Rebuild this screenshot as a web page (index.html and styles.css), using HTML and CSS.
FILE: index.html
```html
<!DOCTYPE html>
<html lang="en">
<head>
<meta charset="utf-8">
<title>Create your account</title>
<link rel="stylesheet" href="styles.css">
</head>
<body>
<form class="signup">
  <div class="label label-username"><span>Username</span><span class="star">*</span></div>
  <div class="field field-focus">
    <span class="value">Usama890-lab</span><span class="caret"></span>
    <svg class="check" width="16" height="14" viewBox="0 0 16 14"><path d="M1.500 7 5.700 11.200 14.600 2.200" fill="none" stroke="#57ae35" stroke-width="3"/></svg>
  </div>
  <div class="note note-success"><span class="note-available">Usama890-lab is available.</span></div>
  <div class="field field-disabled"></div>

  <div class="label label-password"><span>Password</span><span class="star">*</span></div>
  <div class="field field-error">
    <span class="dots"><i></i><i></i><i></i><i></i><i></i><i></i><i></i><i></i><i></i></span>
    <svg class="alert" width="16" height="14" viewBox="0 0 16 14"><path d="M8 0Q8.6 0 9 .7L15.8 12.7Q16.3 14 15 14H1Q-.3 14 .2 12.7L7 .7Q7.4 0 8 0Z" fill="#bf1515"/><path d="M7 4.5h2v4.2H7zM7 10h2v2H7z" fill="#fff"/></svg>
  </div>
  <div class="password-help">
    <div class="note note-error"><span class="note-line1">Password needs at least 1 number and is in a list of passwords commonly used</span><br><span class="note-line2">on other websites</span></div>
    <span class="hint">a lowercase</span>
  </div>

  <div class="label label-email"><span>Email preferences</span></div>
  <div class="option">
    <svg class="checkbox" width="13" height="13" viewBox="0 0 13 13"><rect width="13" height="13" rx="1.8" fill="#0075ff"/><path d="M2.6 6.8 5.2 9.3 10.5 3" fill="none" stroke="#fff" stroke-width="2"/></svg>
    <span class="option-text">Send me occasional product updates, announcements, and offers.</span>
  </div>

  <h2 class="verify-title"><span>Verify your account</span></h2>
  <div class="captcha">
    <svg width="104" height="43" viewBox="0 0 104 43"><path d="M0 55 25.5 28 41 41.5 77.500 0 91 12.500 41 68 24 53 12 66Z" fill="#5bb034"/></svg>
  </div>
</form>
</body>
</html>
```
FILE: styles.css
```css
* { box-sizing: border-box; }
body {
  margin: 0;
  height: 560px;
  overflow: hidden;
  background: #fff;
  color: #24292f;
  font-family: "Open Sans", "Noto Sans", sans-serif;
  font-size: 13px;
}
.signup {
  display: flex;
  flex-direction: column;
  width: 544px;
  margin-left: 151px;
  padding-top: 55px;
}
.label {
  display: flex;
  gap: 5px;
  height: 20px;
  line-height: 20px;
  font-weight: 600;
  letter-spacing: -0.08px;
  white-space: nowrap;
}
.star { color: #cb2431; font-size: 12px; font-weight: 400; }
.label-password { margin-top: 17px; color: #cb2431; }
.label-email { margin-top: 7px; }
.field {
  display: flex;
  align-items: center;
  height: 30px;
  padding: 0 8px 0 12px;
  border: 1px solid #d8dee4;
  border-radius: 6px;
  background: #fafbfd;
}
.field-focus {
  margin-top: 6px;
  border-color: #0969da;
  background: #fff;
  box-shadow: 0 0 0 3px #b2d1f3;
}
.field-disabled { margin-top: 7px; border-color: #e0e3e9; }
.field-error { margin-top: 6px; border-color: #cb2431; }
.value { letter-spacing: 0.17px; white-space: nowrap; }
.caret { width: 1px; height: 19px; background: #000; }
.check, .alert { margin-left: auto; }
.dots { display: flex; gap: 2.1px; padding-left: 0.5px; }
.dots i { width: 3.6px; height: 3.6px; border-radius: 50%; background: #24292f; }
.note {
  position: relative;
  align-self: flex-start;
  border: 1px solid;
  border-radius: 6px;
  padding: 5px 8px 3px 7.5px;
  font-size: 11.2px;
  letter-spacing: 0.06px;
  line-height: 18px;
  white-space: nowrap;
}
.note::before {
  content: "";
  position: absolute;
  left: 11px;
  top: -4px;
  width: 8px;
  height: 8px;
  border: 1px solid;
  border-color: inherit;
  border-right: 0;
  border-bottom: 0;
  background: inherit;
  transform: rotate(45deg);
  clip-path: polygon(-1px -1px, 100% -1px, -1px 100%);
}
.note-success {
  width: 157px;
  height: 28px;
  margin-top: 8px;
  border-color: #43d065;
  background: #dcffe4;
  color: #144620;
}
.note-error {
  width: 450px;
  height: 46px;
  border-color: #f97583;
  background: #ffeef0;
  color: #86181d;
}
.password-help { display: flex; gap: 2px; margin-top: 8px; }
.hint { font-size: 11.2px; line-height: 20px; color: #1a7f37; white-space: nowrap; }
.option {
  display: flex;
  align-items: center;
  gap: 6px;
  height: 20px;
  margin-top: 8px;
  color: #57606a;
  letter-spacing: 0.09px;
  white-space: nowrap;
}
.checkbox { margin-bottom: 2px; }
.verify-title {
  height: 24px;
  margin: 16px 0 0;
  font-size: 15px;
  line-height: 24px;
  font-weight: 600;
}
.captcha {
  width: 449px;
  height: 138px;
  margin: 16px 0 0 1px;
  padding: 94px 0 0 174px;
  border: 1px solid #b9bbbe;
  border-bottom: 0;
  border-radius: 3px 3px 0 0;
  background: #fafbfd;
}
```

* _Problem to work on_
Scan the lines for the string "index". Copy out each line that matches.

* _In response_
Rebuild this screenshot as a web page (index.html and styles.css), using HTML and CSS.
FILE: index.html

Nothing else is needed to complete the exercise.